The onset of significant and stable royalties from these licences means BTG can no longer complain that its 400-odd technologies make it misunderstood and undervalued. Campath, which has received fast-track approval in the US, is set for launch in 2000, with revenues following six months later. Royalties from BeneFIX are to expected to climb to pounds 19m in 2003, and reach pounds 88m by 2006.

BTG also sees scope for developing non-core electronics technologies owned by Lucent, the US technology giant, following its acquisition of parts of the company's smartcard portfolio.

Near-term, however, Varisolve, which treats varicose veins without the need to strip them out, will soak up cash during its development. Mr Harvey is so enthusiastic about Varisolve that he has established a wholly owned subsidiary to develop it - BTG previously licensed out its technology, or, occasionally, set up venture capital funded start-ups.

Meanwhile, BTG is surveying the globe for the next Varisolve, though progress is slow.
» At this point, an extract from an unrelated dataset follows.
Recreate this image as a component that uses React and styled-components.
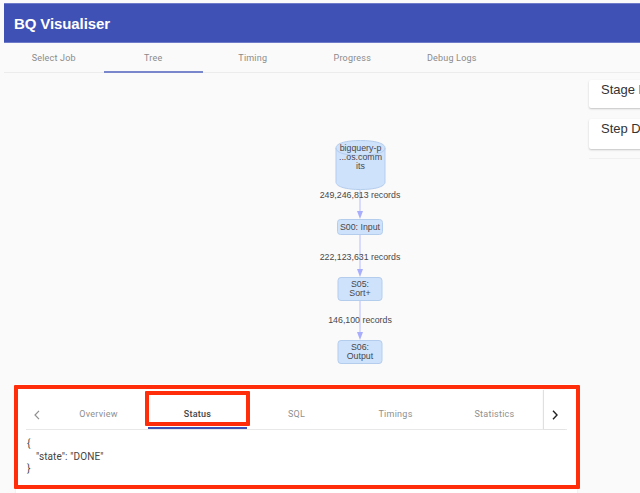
import React from "react";
import styled, { createGlobalStyle } from "styled-components";

const Global = createGlobalStyle`
  html, body { margin: 0; padding: 0; background: #fafafa; }
  * { box-sizing: border-box; }
`;
const Page = styled.div`
  position: relative;
  width: 640px;
  height: 493px;
  overflow: hidden;
  background: #fafafa;
  padding-top: 3px;
  padding-left: 4px;
  font-family: "Liberation Sans", Arial, sans-serif;
`;
const Header = styled.header`
  height: 40px;
  background: #3f51b5;
  color: #fff;
  display: flex;
  align-items: center;
  padding-left: 10px;
  font-size: 15px;
  font-weight: 700;
  letter-spacing: -0.1px;
  border-top: 1px solid #6d7bc9;
  border-bottom: 1px solid #6d7bc9;
`;
const Nav = styled.nav`
  height: 30px;
  display: flex;
  border-bottom: 1px solid #ececec;
`;
const NavTab = styled.div`
  width: 99.5px;
  display: flex;
  align-items: center;
  justify-content: center;
  padding-top: 1px;
  font-family: Roboto, sans-serif;
  font-size: 9px;
  letter-spacing: 0.2px;
  color: #8a8a8a;
  margin-bottom: -1px;
  border-bottom: 2px solid ${p => (p.$active ? "#7986cb" : "transparent")};
`;
const Body = styled.div`
  display: flex;
`;
const Main = styled.main`
  width: 585px;
  flex: none;
  display: flex;
  flex-direction: column;
`;
const Graph = styled.svg`
  display: block;
  width: 585px;
  height: 311px;
`;
const Side = styled.aside`
  flex: none;
  width: 60px;
  padding-top: 7px;
  display: flex;
  flex-direction: column;
  gap: 11px;
`;
const SideCard = styled.div`
  height: ${p => p.$h}px;
  background: #fff;
  border-radius: 2px 0 0 2px;
  box-shadow: 0 1px 2px rgba(0, 0, 0, 0.22);
  padding: 2px 0 0 12px;
  font-size: 13px;
  line-height: 16px;
  color: #333;
  white-space: nowrap;
  overflow: hidden;
`;
const SideRule = styled.div`
  height: 1px;
  margin-top: -2px;
  background: #f0f0f0;
`;
const Panel = styled.section`
  margin-left: 12px;
  width: 561px;
  height: 110px;
  background: #fff;
  padding: 6px 10px 0 10px;
  box-shadow: 0 1px 2px rgba(0, 0, 0, 0.1);
`;
const TabBar = styled.div`
  display: flex;
  height: 40px;
  border-bottom: 1px solid #e8e8e8;
`;
const Arrow = styled.div`
  flex: none;
  width: ${p => p.$w}px;
  display: flex;
  align-items: center;
  justify-content: center;
  padding-top: 11px;
  padding-right: ${p => (p.$divider ? 0 : 2)}px;
  box-shadow: ${p => (p.$divider ? "-1px 0 1px rgba(0, 0, 0, 0.12)" : "none")};
`;
const PanelTab = styled.div`
  width: 99px;
  flex: none;
  display: flex;
  align-items: center;
  justify-content: center;
  padding-top: 11px;
  font-family: Roboto, sans-serif;
  font-size: 9px;
  letter-spacing: 0.25px;
  color: ${p => (p.$active ? "#444" : "#8f8f8f")};
  font-weight: ${p => (p.$active ? 500 : 400)};
  border-bottom: 2px solid ${p => (p.$active ? "#3f51b5" : "transparent")};
`;
const Code = styled.div`
  margin-top: 8px;
  font-family: Roboto, sans-serif;
  font-size: 10px;
  letter-spacing: 0.1px;
  line-height: 12.5px;
  color: #444;
`;
const CodeLine = styled.div`
  padding-left: ${p => (p.$indent ? 10 : 1)}px;
  white-space: pre;
`;
const Callout = styled.div`
  position: absolute;
  left: ${p => p.$x}px;
  top: ${p => p.$y}px;
  width: ${p => p.$w}px;
  height: ${p => p.$h}px;
  border: ${p => p.$b}px solid #ff2d0a;
  border-radius: 1px;
  pointer-events: none;
`;
const NodeText = styled.text`
  font-family: "Liberation Sans", Arial, sans-serif;
  font-size: 8.8px;
  fill: #484848;
  text-anchor: middle;
`;

const nodeStyle = { fill: "#cfe2fc", stroke: "#b4cdec", strokeWidth: 1 };

function Edge({ y1, y2 }) {
  return (
    <g>
      <line x1="360" x2="360" y1={y1} y2={y2 - 6} stroke="#c3c7ff" strokeWidth="1.2" />
      <path d={`M357 ${y2 - 8}L363 ${y2 - 8}L360 ${y2}Z`} fill="#a9aefc" />
    </g>
  );
}

function Node({ y, h, x = 338, w = 44, lines }) {
  const start = y + h / 2 + 3 - ((lines.length - 1) * 9) / 2 - (lines.length > 1 ? 0.5 : 0);
  return (
    <g>
      <rect x={x} y={y} width={w} height={h} rx="3" {...nodeStyle} />
      {lines.map((l, i) => (
        <NodeText key={l} x="360" y={start + i * 9.3}>{l}</NodeText>
      ))}
    </g>
  );
}

export default function App() {
  return (
    <Page>
      <Global />
      <Header>BQ Visualiser</Header>
      <Nav>
        <NavTab>Select Job</NavTab>
        <NavTab $active>Tree</NavTab>
        <NavTab>Timing</NavTab>
        <NavTab>Progress</NavTab>
        <NavTab>Debug Logs</NavTab>
      </Nav>
      <Body>
        <Main>
          <Graph viewBox="4 73 585 311">
            <Edge y1={190} y2={219} />
            <Edge y1={235} y2={277} />
            <Edge y1={301} y2={340} />
            <path d="M336 148C336 143 347 140.500 360.500 140.500C374 140.500 385 143 385 148L385 182C385 187 374 189.500 360.500 189.500C347 189.500 336 187 336 182Z" {...nodeStyle} />
            <path d="M336 148C336 153 347 155.500 360.500 155.500C374 155.500 385 153 385 148" fill="none" stroke="#b4cdec" />
            <NodeText x="360.500" y="150.500">bigquery-p</NodeText>
            <NodeText x="360.500" y="160">...os.comm</NodeText>
            <NodeText x="360.500" y="169">its</NodeText>
            <NodeText x="360" y="198">249,246,813 records</NodeText>
            <Node y={219.500} h={15} x={337.500} w={45} lines={["S00: Input"]} />
            <NodeText x="360" y="260">222,123,631 records</NodeText>
            <Node y={277.500} h={23} lines={["S05:", "Sort+"]} />
            <NodeText x="360" y="323">146,100 records</NodeText>
            <Node y={340.500} h={23} lines={["S06:", "Output"]} />
          </Graph>
          <Panel>
            <TabBar>
              <Arrow $w={23}>
                <svg width="8" height="10" viewBox="0 0 8 10" fill="none" stroke="#8f8f8f" strokeWidth="1.2"><path d="M6 .8L2 5l4 4.200" /></svg>
              </Arrow>
              <PanelTab>Overview</PanelTab>
              <PanelTab $active>Status</PanelTab>
              <PanelTab>SQL</PanelTab>
              <PanelTab>Timings</PanelTab>
              <PanelTab>Statistics</PanelTab>
              <Arrow $w={22} $divider>
                <svg width="8" height="10" viewBox="0 0 8 10" fill="none" stroke="#222" strokeWidth="1.4"><path d="M2 .8L6 5 2 9.200" /></svg>
              </Arrow>
            </TabBar>
            <Code>
              <CodeLine>{"{"}</CodeLine>
              <CodeLine $indent>{'"state": "DONE"'}</CodeLine>
              <CodeLine>{"}"}</CodeLine>
            </Code>
          </Panel>
        </Main>
        <Side>
          <SideCard $h={28}>Stage Details</SideCard>
          <SideCard $h={30}>Step Details</SideCard>
          <SideRule />
        </Side>
      </Body>
      <Callout $x={14} $y={385} $w={566} $h={104} $b={4} />
      <Callout $x={144.500} $y={391} $w={105} $h={35} $b={4} />
    </Page>
  );
}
The group typically rejects 80 per cent of the 400 inventions put to it annually. But in the half year it reviewed 400 and rejected 95 per cent.

Analysts forecast a pounds 3.23m loss for the full year and pre-tax profits of pounds 0.7m in 2001, rising to pounds 10m and earnings of 10.4p per share in 2003. The rush into technology stocks, aided by the launch of the techMARK index, has seen BTG's shares soar 80 per cent in the past month to 610p, or 55 times 2003 earnings.

Hopes for Varisolve explain the racy rating, but the commercialisation of the treatment is many years away and, at these heady levels, investors should take profits.